Um hospital para meio milhão de pessoas

Na zona central, o Hospital Zalingei, também apoiado pela MSF, é a única unidade hospitalar de encaminhamento que disponibiliza cuidados secundários de saúde para umas estimadas 500 mil pessoas. Não existe mais nenhuma instalação médica em toda esta área onde seja providenciada assistência ao parto. Na sala de cirurgia do Hospital Zalingei, as equipas da MSF fazem mais de 40 cesarianas de emergência por mês.

Afaf Omar Yahya, de 35 anos, sentia fortes dores abdominais quando a gravidez estava quase a chegar ao fim. Em casa, e devido à escassez de transportes no Darfur, teve de enfrentar a difícil escolha de fazer uma deslocação de várias horas, num burro, para alcançar o Hospital Zalingei. À chegada, a equipa médica informou-a que tinha sofrido um aborto espontâneo e que tinha de lhe ser feita uma cesariana de emergência.

“Perder o bebé foi o mais doloroso para mim”, lamentou Afaf mais tarde, enquanto recuperava na ala de maternidade.

Mulheres em todo o Darfur partilham experiências semelhantes a esta, mas não há nenhuns sinais de melhoria nesta situação.

“Para a maior parte das pessoas que recebemos com complicações, estas complicações são causadas por fatores pós-parto domiciliário e por anemia durante a gravidez”, explica a responsável pelas atividades de parteiras no Hospital Zalingei, Virginie Mukamiza.

Belen Filgueira

“Não há nada”

As mulheres grávidas procuram cuidados médicos quando têm hemorragias após o parto ou sépsis.

“A maioria das instalações de saúde no Darfur são agora meros edifícios vazios.
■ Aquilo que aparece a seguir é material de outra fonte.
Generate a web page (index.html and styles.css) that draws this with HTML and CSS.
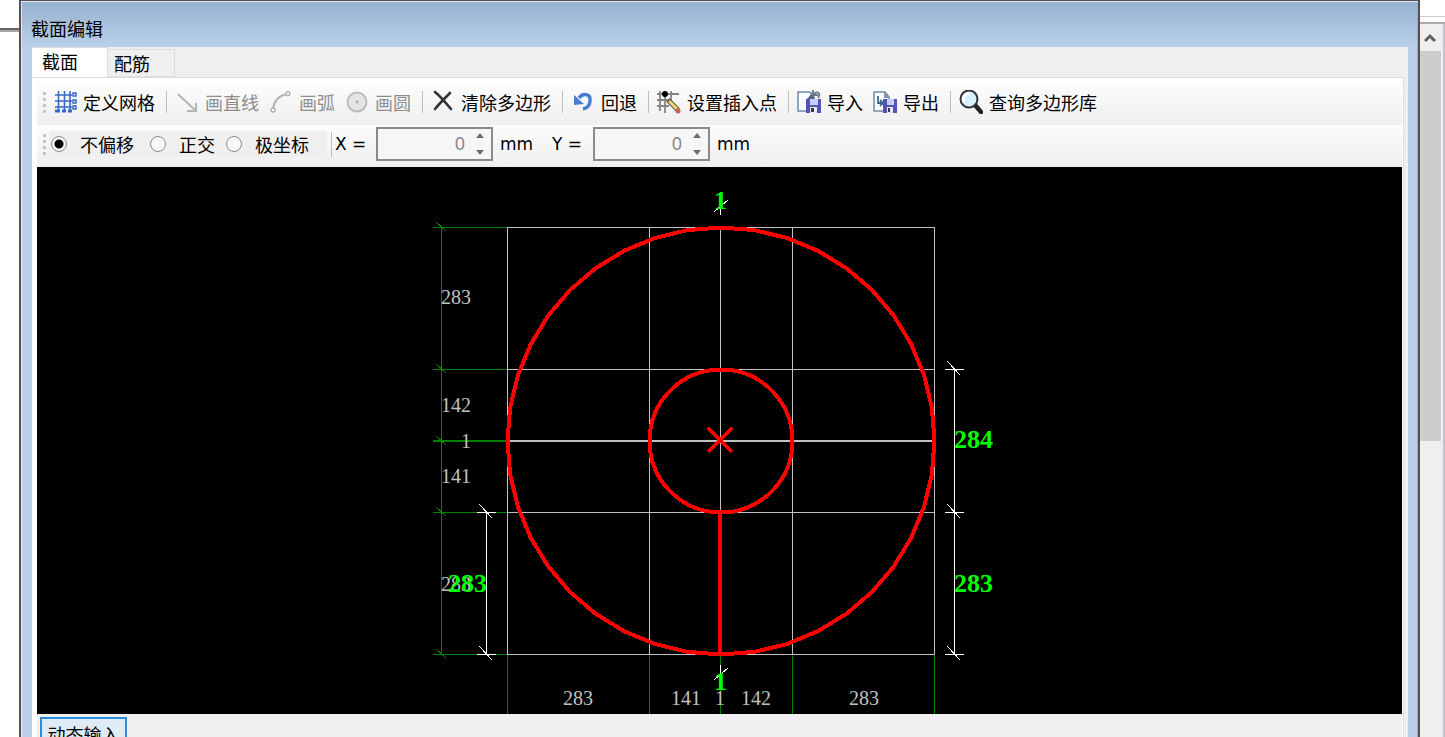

Não há staff, não há medicamentos, não há nada”, frisa a responsável pelas atividades de parteiras no Hospital Murnei, Osanatu Sento Bangura. “Antes da guerra, as pessoas tinham acesso a pelo menos centros de cuidados primários de saúde próximos de onde viviam. Agora, têm de depender de grandes hospitais que estão longe delas.”

Muitas destas situações podiam ser evitadas com consultas pré-natais e sistemas adequados de encaminhamento de pacientes desde as instalações de cuidados primários. Mas a maior parte dessas estruturas estão fora de serviço desde o início da guerra, ou dependem de ajuda humanitária – a qual é pouquíssima – para prestar os serviços que são tão necessários.
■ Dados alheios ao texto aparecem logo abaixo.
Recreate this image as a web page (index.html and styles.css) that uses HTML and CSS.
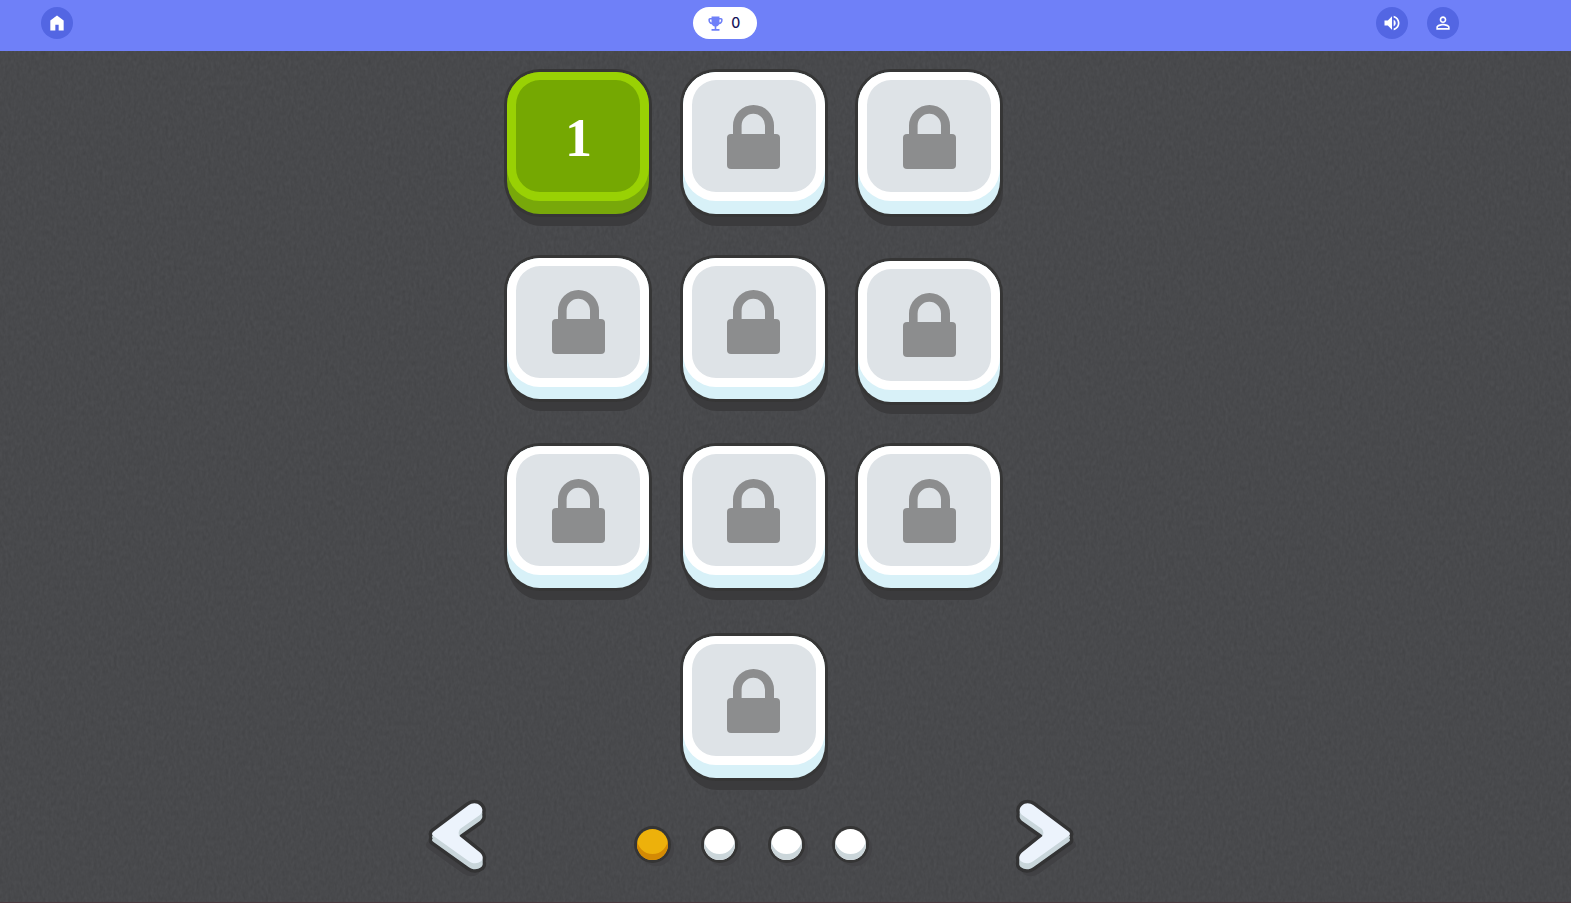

Passados 12 dias desde o parto em casa, Sameera deslocou-se à clínica móvel da MSF na aldeia de Romalia, numa área remota do Darfur ocidental, para que ela mesma e o bebé fossem examinados. Sameera chegou com febre alta e ferimentos infetados num braço. Após o parto, sentira uma dor abdominal terrível.

O irmão dera-lhe uma injeção para lhe baixar a febre, mas ferira-a no procedimento. Ela estava com dores e não conseguia sequer segurar bem no bebé. Após serem feitos exames, a equipa da MSF na clínica concluiu que ela tinha uma infeção grave no braço e prontamente lhe desinfetaram a ferida, fizeram a ligadura e prescreveram tratamento.

Os efeitos de longo alcance da guerra no Sudão ameaçam encurralar as mulheres e raparigas num ciclo interminável de desnutrição, declínio no estado de saúde e morte materna.

Belen Filgueira

A MSF reitera que é imperativo aumentar drasticamente a prestação de ajuda humanitária, que salva vidas, e o acesso a cuidados de saúde no Darfur. As partes beligerantes têm de garantir acesso sem restrições para a entrega de assistência humanitária e aliviar os obstáculos que impedem a população civil de obter cuidados de saúde. Simultaneamente, o envolvimento total dos doadores deve ser assegurado, para aumentar o financiamento sustentado e impulsionar a resposta humanitária nesta região do Sudão.